Conan O’Brien joked, “Champagne-fuchsia means we’re being attacked by Martha Stewart.” Jay Leno said, “They added a plaid in case we were ever attacked by Scotland.”
Meanwhile, critics of the Bush administration argued that the system was a political tool.
And even Tom Ridge, the secretary of homeland security under President George W. Bush, has raised questions. In his memoir, “The Test of Our Times: America Under Siege ... And How We Can Be Safe Again,” Mr. Ridge said Attorney General John Ashcroft and Secretary of Defense Donald H. Rumsfeld, pushed for an elevated terrorism level in October 2004 after a threatening tape from Osama bin Laden was revealed.

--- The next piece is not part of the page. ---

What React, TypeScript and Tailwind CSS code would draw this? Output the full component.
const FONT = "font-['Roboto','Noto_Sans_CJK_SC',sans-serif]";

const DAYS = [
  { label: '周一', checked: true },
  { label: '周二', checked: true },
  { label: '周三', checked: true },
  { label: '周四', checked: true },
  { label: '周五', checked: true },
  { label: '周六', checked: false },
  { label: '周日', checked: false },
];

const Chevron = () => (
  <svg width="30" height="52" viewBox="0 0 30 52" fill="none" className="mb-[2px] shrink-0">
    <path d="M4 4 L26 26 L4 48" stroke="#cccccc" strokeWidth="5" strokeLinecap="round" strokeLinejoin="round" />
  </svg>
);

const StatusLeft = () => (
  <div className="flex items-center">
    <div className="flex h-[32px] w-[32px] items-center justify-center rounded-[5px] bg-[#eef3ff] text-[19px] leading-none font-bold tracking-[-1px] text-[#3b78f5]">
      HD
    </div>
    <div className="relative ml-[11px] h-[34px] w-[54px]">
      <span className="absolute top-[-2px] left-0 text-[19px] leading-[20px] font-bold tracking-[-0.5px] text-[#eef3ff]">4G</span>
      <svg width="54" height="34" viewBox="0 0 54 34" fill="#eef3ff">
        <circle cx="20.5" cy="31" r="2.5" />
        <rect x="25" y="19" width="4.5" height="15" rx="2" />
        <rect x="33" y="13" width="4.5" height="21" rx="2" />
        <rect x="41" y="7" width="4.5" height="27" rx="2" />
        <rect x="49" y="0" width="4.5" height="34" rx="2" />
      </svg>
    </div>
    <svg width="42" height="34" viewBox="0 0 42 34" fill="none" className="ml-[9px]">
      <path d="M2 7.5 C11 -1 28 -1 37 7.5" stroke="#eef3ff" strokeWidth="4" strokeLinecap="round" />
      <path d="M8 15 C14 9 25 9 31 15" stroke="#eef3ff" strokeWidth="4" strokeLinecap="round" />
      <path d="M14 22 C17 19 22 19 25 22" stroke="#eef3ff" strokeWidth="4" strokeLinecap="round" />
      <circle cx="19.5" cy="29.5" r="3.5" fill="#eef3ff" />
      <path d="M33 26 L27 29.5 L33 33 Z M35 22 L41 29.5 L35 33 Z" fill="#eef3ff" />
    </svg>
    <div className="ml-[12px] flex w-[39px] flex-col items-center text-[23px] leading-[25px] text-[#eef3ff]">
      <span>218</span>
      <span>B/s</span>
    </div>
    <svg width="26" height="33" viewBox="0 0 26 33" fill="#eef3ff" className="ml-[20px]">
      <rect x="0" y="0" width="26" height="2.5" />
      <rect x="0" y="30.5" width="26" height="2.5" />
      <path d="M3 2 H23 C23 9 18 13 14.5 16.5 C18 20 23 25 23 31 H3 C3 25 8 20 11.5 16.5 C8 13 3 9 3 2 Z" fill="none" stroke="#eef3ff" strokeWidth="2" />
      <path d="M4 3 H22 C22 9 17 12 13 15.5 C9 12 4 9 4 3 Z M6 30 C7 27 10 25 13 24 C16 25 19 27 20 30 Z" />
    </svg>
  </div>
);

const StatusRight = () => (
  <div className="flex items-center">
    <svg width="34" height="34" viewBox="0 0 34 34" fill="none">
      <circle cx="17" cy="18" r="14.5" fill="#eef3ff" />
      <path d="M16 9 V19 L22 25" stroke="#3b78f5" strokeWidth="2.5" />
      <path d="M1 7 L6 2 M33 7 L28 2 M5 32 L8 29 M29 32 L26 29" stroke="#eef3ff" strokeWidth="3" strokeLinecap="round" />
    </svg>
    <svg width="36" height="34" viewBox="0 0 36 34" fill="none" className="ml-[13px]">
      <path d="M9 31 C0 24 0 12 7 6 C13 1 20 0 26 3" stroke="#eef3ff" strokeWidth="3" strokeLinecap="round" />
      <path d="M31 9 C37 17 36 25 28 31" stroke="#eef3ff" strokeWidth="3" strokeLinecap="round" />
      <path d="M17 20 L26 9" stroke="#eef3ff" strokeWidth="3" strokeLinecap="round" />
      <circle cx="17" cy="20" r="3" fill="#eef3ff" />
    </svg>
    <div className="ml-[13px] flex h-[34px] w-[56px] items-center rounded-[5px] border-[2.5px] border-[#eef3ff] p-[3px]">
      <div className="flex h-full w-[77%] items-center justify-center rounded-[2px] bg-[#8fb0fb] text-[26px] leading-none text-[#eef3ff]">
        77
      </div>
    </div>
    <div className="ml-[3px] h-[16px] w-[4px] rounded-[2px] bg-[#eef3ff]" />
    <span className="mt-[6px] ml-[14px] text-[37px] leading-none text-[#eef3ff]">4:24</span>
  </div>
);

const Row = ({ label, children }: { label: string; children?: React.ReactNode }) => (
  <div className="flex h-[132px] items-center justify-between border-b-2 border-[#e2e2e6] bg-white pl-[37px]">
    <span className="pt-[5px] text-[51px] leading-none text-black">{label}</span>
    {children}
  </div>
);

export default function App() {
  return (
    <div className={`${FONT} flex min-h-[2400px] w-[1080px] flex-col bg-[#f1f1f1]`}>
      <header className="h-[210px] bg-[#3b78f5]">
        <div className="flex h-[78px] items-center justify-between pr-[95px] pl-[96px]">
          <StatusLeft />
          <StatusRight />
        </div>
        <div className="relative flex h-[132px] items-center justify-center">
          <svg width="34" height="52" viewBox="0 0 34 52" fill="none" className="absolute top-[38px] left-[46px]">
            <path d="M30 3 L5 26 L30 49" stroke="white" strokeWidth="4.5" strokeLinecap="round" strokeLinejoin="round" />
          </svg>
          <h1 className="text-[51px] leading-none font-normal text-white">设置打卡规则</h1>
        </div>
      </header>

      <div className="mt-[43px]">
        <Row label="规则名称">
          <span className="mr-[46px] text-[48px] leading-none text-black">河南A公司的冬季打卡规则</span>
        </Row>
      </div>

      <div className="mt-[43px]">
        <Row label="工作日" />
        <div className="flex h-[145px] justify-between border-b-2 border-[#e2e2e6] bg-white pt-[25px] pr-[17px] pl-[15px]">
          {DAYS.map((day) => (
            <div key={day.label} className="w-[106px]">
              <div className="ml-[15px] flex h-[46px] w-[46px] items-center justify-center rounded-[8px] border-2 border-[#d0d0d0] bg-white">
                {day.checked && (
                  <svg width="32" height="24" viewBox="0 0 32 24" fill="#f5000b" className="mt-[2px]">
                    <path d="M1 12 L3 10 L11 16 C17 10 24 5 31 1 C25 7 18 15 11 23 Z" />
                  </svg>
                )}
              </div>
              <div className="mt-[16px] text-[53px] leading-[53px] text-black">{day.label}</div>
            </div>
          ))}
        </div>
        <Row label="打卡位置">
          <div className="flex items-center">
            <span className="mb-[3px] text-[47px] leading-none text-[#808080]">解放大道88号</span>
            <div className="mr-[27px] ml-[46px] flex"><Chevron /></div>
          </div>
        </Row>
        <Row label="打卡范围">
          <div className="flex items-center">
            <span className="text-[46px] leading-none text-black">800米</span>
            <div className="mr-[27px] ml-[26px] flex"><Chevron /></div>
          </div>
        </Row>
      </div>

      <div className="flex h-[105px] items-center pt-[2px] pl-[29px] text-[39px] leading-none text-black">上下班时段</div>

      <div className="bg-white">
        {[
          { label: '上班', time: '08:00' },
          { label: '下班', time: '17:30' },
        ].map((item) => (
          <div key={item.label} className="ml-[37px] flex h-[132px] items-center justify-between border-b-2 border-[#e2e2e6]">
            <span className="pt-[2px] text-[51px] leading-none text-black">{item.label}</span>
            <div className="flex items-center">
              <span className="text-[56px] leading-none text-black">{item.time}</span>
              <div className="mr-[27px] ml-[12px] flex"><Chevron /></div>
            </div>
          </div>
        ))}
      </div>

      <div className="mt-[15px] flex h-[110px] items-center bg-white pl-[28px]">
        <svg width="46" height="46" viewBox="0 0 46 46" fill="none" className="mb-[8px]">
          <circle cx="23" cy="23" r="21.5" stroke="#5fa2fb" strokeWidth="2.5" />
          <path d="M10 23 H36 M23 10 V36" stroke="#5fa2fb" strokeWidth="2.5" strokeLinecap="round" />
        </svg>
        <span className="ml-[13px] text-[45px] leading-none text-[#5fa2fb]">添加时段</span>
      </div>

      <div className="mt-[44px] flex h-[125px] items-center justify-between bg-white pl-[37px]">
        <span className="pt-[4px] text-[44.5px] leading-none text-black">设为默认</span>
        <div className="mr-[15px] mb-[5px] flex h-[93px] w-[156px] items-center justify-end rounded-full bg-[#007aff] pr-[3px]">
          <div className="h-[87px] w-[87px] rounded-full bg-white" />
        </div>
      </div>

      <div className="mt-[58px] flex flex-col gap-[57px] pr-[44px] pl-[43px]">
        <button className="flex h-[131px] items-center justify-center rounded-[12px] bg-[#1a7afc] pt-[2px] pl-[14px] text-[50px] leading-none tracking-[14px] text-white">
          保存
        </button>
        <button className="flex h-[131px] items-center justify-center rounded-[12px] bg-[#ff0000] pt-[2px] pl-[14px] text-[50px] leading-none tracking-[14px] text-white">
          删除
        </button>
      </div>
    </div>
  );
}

Mr. Ridge wrote that after “a vigorous, some might say dramatic, debate, I wondered, ‘Is this about security, or politics?’ ” While the security level ultimately was not raised, he said the incident helped him decide that it was time to leave the government in February 2005.
Amy Wax, president of the International Association of Color Consultants North America, said — perhaps not surprisingly — colors could be an effective part of a warning system if tied to specific action. “How are we going to take those instructions and apply it to our lives?” she said. “Are we going to go to the airport, or not go to the airport?”
She said the agency’s use of “childish” primary colors like red, yellow and blue might have diluted the impact. “Purple, orange and magenta might create a sense of something that would get attention,” she said.